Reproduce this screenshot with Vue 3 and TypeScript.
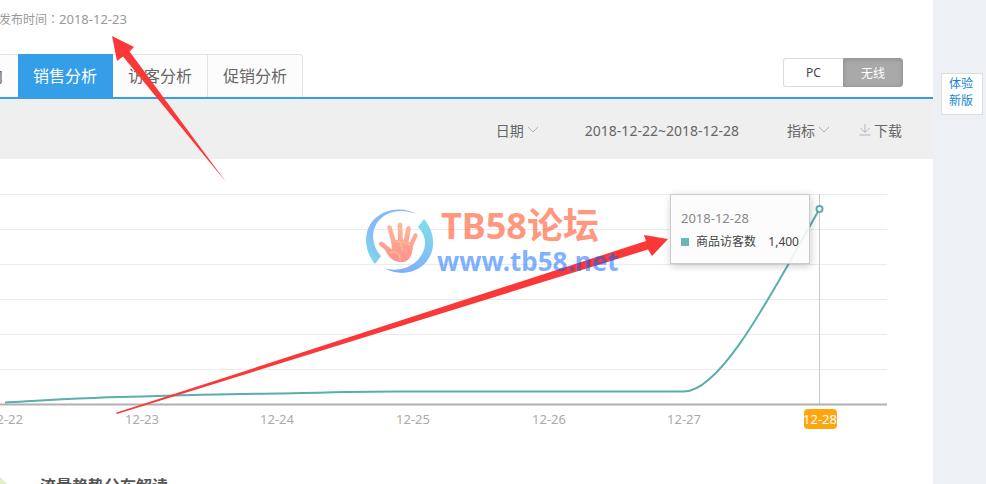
<script setup lang="ts">
import { ref } from 'vue'

const tabs = ['向', '销售分析', '访客分析', '促销分析']
const activeTab = ref('销售分析')

const devices = ['PC', '无线']
const activeDevice = ref('无线')

interface Tick {
  label: string
  x: number
}

const ticks: Tick[] = [
  { label: '12-22', x: 6 },
  { label: '12-23', x: 142 },
  { label: '12-24', x: 277 },
  { label: '12-25', x: 413 },
  { label: '12-26', x: 549 },
  { label: '12-27', x: 684 },
  { label: '12-28', x: 820 },
]
const selected = '12-28'
const gridLines = [35, 70, 105, 140, 175, 210]
</script>

<template>
  <div class="page">
    <main class="main">
      <p class="published">发布时间<span class="colon">：</span><time>2018-12-23</time></p>

      <div class="nav">
        <nav class="tabs">
          <button
            v-for="tab in tabs"
            :key="tab"
            type="button"
            class="tab"
            :class="{ active: tab === activeTab }"
            @click="activeTab = tab"
          >{{ tab }}</button>
        </nav>
        <div class="devices">
          <button
            v-for="device in devices"
            :key="device"
            type="button"
            class="device"
            :class="{ active: device === activeDevice }"
            @click="activeDevice = device"
          >{{ device }}</button>
        </div>
      </div>

      <div class="toolbar">
        <button type="button" class="tool">
          日期
          <svg width="12" height="8" viewBox="0 0 12 8"><path d="M1 1l5 5 5-5" /></svg>
        </button>
        <span class="range">2018-12-22~2018-12-28</span>
        <button type="button" class="tool metric">
          指标
          <svg width="12" height="8" viewBox="0 0 12 8"><path d="M1 1l5 5 5-5" /></svg>
        </button>
        <a href="#" class="tool">
          <svg width="12" height="12" viewBox="0 0 12 12"><path d="M6 0v8M1.500 4l4.500 4.500 4.500-4.500M0.500 11h11" /></svg>
          下载
        </a>
      </div>

      <section class="chart">
        <svg class="plot" viewBox="0 0 933 280">
          <line v-for="y in gridLines" :key="y" class="grid" x1="0" x2="887" :y1="y + 0.5" :y2="y + 0.5" />
          <line class="cursor" x1="819.500" x2="819.500" y1="35" y2="245" />
          <line class="axis" x1="0" x2="887" y1="245.500" y2="245.500" />
          <path
            class="series"
            d="M5 243.500C50 241 95 238 142 237.500C190 236 230 235 277 234.500C325 233.500 365 232.500 396 232.500H684C722 232.500 774 130 819.500 50"
          />
          <circle class="point" cx="819.500" cy="50" r="3" />
          <rect class="pill" x="804" y="250" width="33" height="20" rx="4" />
          <text
            v-for="tick in ticks"
            :key="tick.label"
            class="tick"
            :class="{ selected: tick.label === selected }"
            :x="tick.x"
            y="265"
          >{{ tick.label }}</text>
        </svg>
        <div class="tooltip">
          <div class="tip-date">2018-12-28</div>
          <div class="tip-row">
            <i class="swatch"></i>
            <span>商品访客数</span>
            <span class="tip-value">1,400</span>
          </div>
        </div>
      </section>

      <section class="summary">
        <i class="diamond"></i>
        <h2>流量趋势分布解读</h2>
      </section>
    </main>

    <aside class="side">
      <a href="#" class="trial">体验新版</a>
    </aside>

    <svg class="marks" width="986" height="484" viewBox="0 0 986 484">
      <defs>
        <linearGradient id="ringBlue" x1="0" y1="1" x2="1" y2="0">
          <stop offset="0" stop-color="#7fdcec" />
          <stop offset="0.35" stop-color="#84bdf7" />
          <stop offset="1" stop-color="#80b4f8" />
        </linearGradient>
        <linearGradient id="ringCyan" x1="0" y1="0" x2="0" y2="1">
          <stop offset="0" stop-color="#7fdfe8" />
          <stop offset="0.6" stop-color="#82c6f2" />
          <stop offset="1" stop-color="#80aff9" />
        </linearGradient>
        <linearGradient id="palm" gradientUnits="userSpaceOnUse" x1="400" y1="222" x2="400" y2="262">
          <stop offset="0" stop-color="#ffb89c" />
          <stop offset="1" stop-color="#ff918f" />
        </linearGradient>
      </defs>
      <g class="arrows">
        <path d="M112 36l22 11-4.500 4.500L226 182 123 56.500l-6 4.500z" />
        <path d="M668 239l-16 17-4-6.500L117 414l-1-1.200L646 241l-2-6z" />
      </g>
      <path fill="url(#ringBlue)" d="M416 214C403 206 382 208 371 223C363 235 365 252 375 264L381 256C373 247 370 234 377 223C385 211 401 208 416 214Z" />
      <path fill="url(#ringCyan)" d="M424 219C433 229 436 245 430 256C422 272 402 278 384 268C400 273 416 266 422 254C427 245 426 235 418 227Z" />
      <g fill="none" stroke="url(#palm)" stroke-linecap="round">
        <path stroke-width="4.500" d="M389.500 227.500l5 17" />
        <path stroke-width="4.800" d="M400 225l.500 18" />
        <path stroke-width="4.800" d="M408.500 228.500l-3 16" />
        <path stroke-width="4.200" d="M415.500 235.500l-6.500 14" />
        <path stroke-width="4.800" d="M381.500 244l11 9" />
      </g>
      <path fill="url(#palm)" d="M391 239C396 241 398 240 401 238C405 241 410 242 413 244C413 252 411 261 403 262C395 262.500 390 259 386 252L384 246C387 247 389 249 392 249Z" />
      <path class="creases" d="M390 253c6-3 11 1 10 8M395 241c6 1 10 1 15 4M400 242l3 9M388 229l2 1M399 229h3M407 232l3 1" />
      <g class="brand">
        <text class="brand-name" x="441" y="239">TB58论坛</text>
        <text class="brand-url" x="437" y="271">www.tb58.net</text>
      </g>
    </svg>
  </div>
</template>

<style>
body {
  background: #fff;
}
</style>

<style scoped>
.page {
  position: relative;
  display: flex;
  height: 100vh;
  overflow: hidden;
  font-family: 'Noto Sans', 'Noto Sans CJK SC', sans-serif;
  color: #666;
}

.main {
  flex: 1;
  min-width: 0;
  background: #fff;
}

button {
  margin: 0;
  font-family: inherit;
  cursor: pointer;
}

.published {
  margin: 0 0 0 -1px;
  padding: 9px 0 24px;
  font-size: 12px;
  line-height: 20px;
  color: #999;
}

.published time {
  font-size: 13px;
}

.colon {
  font-family: 'Noto Sans CJK TC', sans-serif;
}

.nav {
  display: flex;
  justify-content: space-between;
  height: 43px;
  border-bottom: 2px solid #349fe8;
}

.tabs {
  display: flex;
  margin-left: -28px;
}

.tab {
  padding: 0 15px;
  border: 0 solid #e2e2e2;
  border-width: 1px 1px 0 0;
  background: #fcfcfc;
  font-size: 16px;
  line-height: 42px;
  color: #666;
}

.tab:first-child {
  border-right-width: 0;
}

.tab:last-child {
  border-top-right-radius: 4px;
}

.tab.active {
  border-color: #349fe8;
  background: #349fe8;
  color: #fff;
}

.devices {
  display: flex;
  margin: 4px 30px 0 0;
  height: 29px;
}

.device {
  box-sizing: border-box;
  width: 60px;
  padding: 0;
  border: 1px solid #ddd;
  border-right: 0;
  border-radius: 3px 0 0 3px;
  background: #fff;
  font-size: 12px;
  color: #444;
}

.device + .device {
  border-radius: 0 3px 3px 0;
}

.device.active {
  border: 1px solid #999;
  background: #a9a9a9;
  box-shadow: inset 0 1px 4px rgba(0, 0, 0, 0.15);
  color: #fff;
}

.toolbar {
  display: flex;
  align-items: center;
  justify-content: flex-end;
  height: 60px;
  padding: 2px 31px 0 0;
  box-sizing: border-box;
  background: #efefef;
  font-size: 14px;
}

.tool {
  display: flex;
  align-items: center;
  gap: 3px;
  padding: 0;
  border: 0;
  background: none;
  font-size: 14px;
  color: #666;
  text-decoration: none;
}

.tool svg {
  fill: none;
  stroke: #b5b5b5;
}

.range {
  margin: 0 48px 0 46px;
}

.metric {
  margin-right: 29px;
}

.chart {
  position: relative;
}

.plot {
  display: block;
  width: 100%;
}

.grid {
  stroke: #ebebeb;
}

.cursor {
  stroke: #c8c8c8;
}

.axis {
  stroke: #b0b0b0;
  stroke-width: 2px;
}

.series {
  fill: none;
  stroke: #5aaeac;
  stroke-width: 2px;
}

.point {
  fill: #fff;
  stroke: #5aaeac;
  stroke-width: 2px;
}

.pill {
  fill: #ffa60f;
}

.tick {
  font-size: 13px;
  text-anchor: middle;
  fill: #aaa;
}

.tick.selected {
  fill: #fff;
}

.tooltip {
  position: absolute;
  top: 35px;
  right: 123px;
  box-sizing: border-box;
  width: 140px;
  height: 70px;
  padding: 12px 10px;
  border: 1px solid #ccc;
  background: rgba(252, 252, 252, 0.9);
  box-shadow: 1px 2px 8px rgba(0, 0, 0, 0.2);
  font-size: 12px;
  line-height: 26px;
  color: #444;
  white-space: nowrap;
}

.tip-date {
  font-size: 13px;
  line-height: 22px;
  color: #888;
}

.tip-row {
  display: flex;
  align-items: center;
}

.swatch {
  width: 8px;
  height: 8px;
  margin-right: 7px;
  background: #6bb5b3;
}

.tip-value {
  margin-left: auto;
}

.summary {
  display: flex;
  align-items: center;
  margin-top: 35px;
}

.diamond {
  width: 20px;
  height: 20px;
  margin: 0 35px 0 -15px;
  background: #e3efc8;
  transform: rotate(45deg);
}

h2 {
  margin: 0;
  font-size: 16px;
  line-height: 24px;
  color: #555;
}

.side {
  flex: none;
  width: 53px;
  padding: 73px 3px 0 8px;
  box-sizing: border-box;
  background: #edf0f5;
}

.trial {
  display: block;
  height: 42px;
  padding: 1px 7px;
  box-sizing: border-box;
  border: 1px solid #ddd;
  background: #fff;
  font-size: 12px;
  line-height: 17px;
  color: #1686d0;
  text-decoration: none;
}

.marks {
  position: absolute;
  top: 0;
  left: 0;
  pointer-events: none;
}

.arrows {
  fill: #fb3838;
}

.creases {
  fill: none;
  stroke: #ffc683;
}

.brand {
  font-weight: 700;
  opacity: 0.5;
}

.brand-name {
  font-size: 36px;
  fill: #f30;
}

.brand-url {
  font-size: 26px;
  fill: #06f;
}
</style>
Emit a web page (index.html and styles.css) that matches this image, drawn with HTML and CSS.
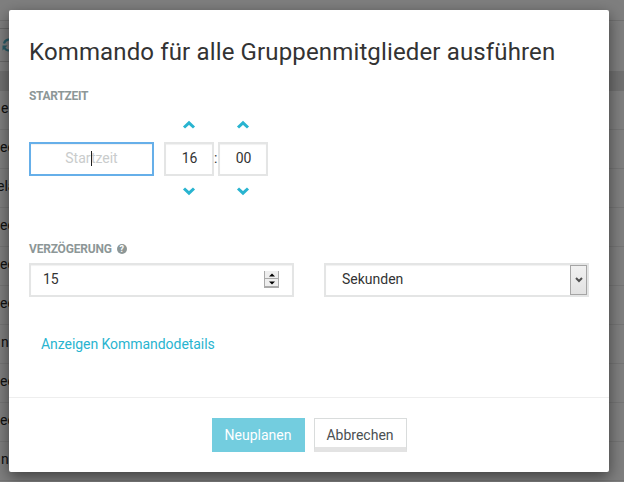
FILE: index.html
```html
<!DOCTYPE html>
<html lang="de">
<head>
<meta charset="utf-8">
<title>Kommando ausführen</title>
<link rel="stylesheet" href="styles.css">
</head>
<body>
<main class="page">
  <div class="topbar"></div>
  <div class="toolbar"><div class="tool">
    <svg width="14" height="14" viewBox="0 0 14 14" fill="none" stroke="#52b8ce" stroke-width="2.2"><path d="M2 5.5A5.2 5.2 0 0 1 11.5 4M12 8.5A5.2 5.2 0 0 1 2.5 10"/><path d="M0.5 7.5h5l-5 5zM13.5 6.5h-5l5-5z" fill="#52b8ce" stroke="none"/></svg>
  </div></div>
  <div class="table-head"></div>
  <div class="row"><span class="single">e</span></div>
  <div class="row">ec</div>
  <div class="row"><span class="shifted">ela</span></div>
  <div class="row">ec</div>
  <div class="row">ec</div>
  <div class="row">ec</div>
  <div class="row"><span class="single">n</span></div>
  <div class="row">ec</div>
  <div class="row">ec</div>
  <div class="row"><span class="single">n</span></div>
</main>
<div class="backdrop">
  <section class="modal">
    <div class="body">
      <h1>Kommando für alle Gruppenmitglieder ausführen</h1>
      <div class="label label-start">STARTZEIT</div>
      <div class="schedule">
        <div class="field date"><span class="placeholder">Startzeit</span><i class="caret"></i></div>
        <div class="spinner">
          <svg class="chevron" viewBox="0 0 14 10"><path d="M2 7.5 7 2.8l5 4.7"/></svg>
          <div class="field">16</div>
          <svg class="chevron" viewBox="0 0 14 10"><path d="M2 2.5 7 7.2l5-4.7"/></svg>
        </div>
        <span class="colon">:</span>
        <div class="spinner">
          <svg class="chevron" viewBox="0 0 14 10"><path d="M2 7.5 7 2.8l5 4.7"/></svg>
          <div class="field">00</div>
          <svg class="chevron" viewBox="0 0 14 10"><path d="M2 2.5 7 7.2l5-4.7"/></svg>
        </div>
      </div>
      <div class="label label-delay"><span>VERZÖGERUNG</span><span class="help">?</span></div>
      <div class="delay">
        <div class="field number"><span>15</span>
          <div class="stepper">
            <b><svg width="6" height="4" viewBox="0 0 6 4"><path d="M0 3.5h6L3 .5z"/></svg></b>
            <b><svg width="6" height="4" viewBox="0 0 6 4"><path d="M0 .5h6l-3 3z"/></svg></b>
          </div>
        </div>
        <div class="field select"><span>Sekunden</span>
          <div class="drop"><svg width="8" height="6" viewBox="0 0 8 6"><path d="M1 1l3 3 3-3" fill="none" stroke="#505050" stroke-width="2"/></svg></div>
        </div>
      </div>
      <a class="details">Anzeigen Kommandodetails</a>
    </div>
    <footer>
      <div class="btn primary"><span>Neuplanen</span></div>
      <div class="btn plain"><span>Abbrechen</span></div>
    </footer>
  </section>
</div>
</body>
</html>
```
FILE: styles.css
```css
* { box-sizing: border-box; }
body { margin: 0; height: 482px; overflow: hidden; background: #fff; color: #333; font: 14px/18px Roboto, "Liberation Sans", sans-serif; }
.page { height: 482px; overflow: hidden; }
.topbar { height: 21px; border-bottom: 1px solid #e2e2e2; }
.toolbar { height: 50px; padding-top: 7px; }
.tool { width: 20px; height: 34px; padding: 9px 0 0 2px; border: solid #d0d0d0; border-width: 1px 0; }
.tool svg { display: block; }
.table-head { height: 20px; background: #e2e2e2; }
.row { height: 39px; padding-top: 8px; border-bottom: 1px solid #eaeaea; color: #222; }
.single { margin-left: 1px; }
.shifted { margin-left: -3px; }
.backdrop { position: absolute; inset: 0; padding: 10px 15px 10px 9px; background: rgba(0, 0, 0, .5); }
.modal { width: 600px; height: 462px; border-radius: 2px; background: #fff; box-shadow: 0 5px 15px rgba(0, 0, 0, .5); }
.body { height: 387px; padding: 27px 20px 0; }
h1 { margin: 0; height: 30px; font-size: 24px; font-weight: 400; line-height: 30px; letter-spacing: .14px; white-space: nowrap; }
.label { height: 16px; font-size: 12px; line-height: 16px; font-weight: 700; color: #8d9797; white-space: nowrap; }
.label-start { margin-top: 21px; letter-spacing: -.3px; }
.schedule { display: flex; align-items: center; height: 76px; margin-top: 16px; }
.field { height: 34px; border: 2px solid #e4e5e5; background: #fff; box-shadow: inset 0 1px 1px rgba(0, 0, 0, .06); line-height: 28px; white-space: nowrap; }
.date { position: relative; width: 125px; margin: 2px 10px 0 0; border-color: #66afe9; text-align: center; color: #c9cccc; }
.caret { position: absolute; left: 60px; top: 7px; width: 1px; height: 15px; background: #222; }
.spinner { display: flex; flex-direction: column; justify-content: space-between; align-items: center; width: 50px; height: 76px; }
.spinner .field { width: 50px; margin-top: 2px; padding-left: 1px; text-align: center; }
.chevron { width: 14px; height: 10px; fill: none; stroke: #29b4d0; stroke-width: 3; }
.colon { width: 4px; line-height: 28px; }
.label-delay { display: flex; align-items: center; gap: 5px; margin-top: 45px; letter-spacing: -.2px; }
.help { width: 10px; height: 10px; border-radius: 50%; background: #8d9797; color: #fff; font-size: 9px; line-height: 10px; text-align: center; letter-spacing: 0; }
.delay { display: flex; gap: 30px; margin-top: 6px; }
.number, .select { display: flex; justify-content: space-between; width: 265px; }
.number { padding: 0 13px 0 12px; }
.stepper { width: 15px; height: 17px; margin-top: 6px; border: 1px solid #aaa; border-top: 0; background: #eee; }
.stepper b { display: flex; align-items: center; justify-content: center; height: 8px; border-bottom: 1px solid #aaa; }
.stepper svg { display: block; }
.select { padding-left: 16px; }
.drop { display: flex; align-items: center; justify-content: center; width: 17px; height: 30px; border: 1px solid #a5a5a5; background: linear-gradient(#f1f1f1, #e2e2e2); }
.details { display: block; margin: 38px 0 0 12px; color: #29b4d0; letter-spacing: -.05px; }
footer { display: flex; justify-content: center; gap: 9px; height: 75px; padding-top: 20px; border-top: 1px solid #eee; }
.btn { width: 93px; height: 34px; text-align: center; line-height: 34px; }
.primary { background: #73cddf; color: #fff; }
.plain { border: 1px solid #d9dcdc; border-bottom: 5px solid #e3e3e3; line-height: 32px; color: #4b5052; }
```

→ **EXERCISE DESCRIPTION**
Output exactly the span of lines from the top of the listing through the line holding "const activeDevice = ref('无线')", and leave every picture out.

→ **SOLUTION**
Reproduce this screenshot with Vue 3 and TypeScript.
<script setup lang="ts">
import { ref } from 'vue'

const tabs = ['向', '销售分析', '访客分析', '促销分析']
const activeTab = ref('销售分析')

const devices = ['PC', '无线']
const activeDevice = ref('无线')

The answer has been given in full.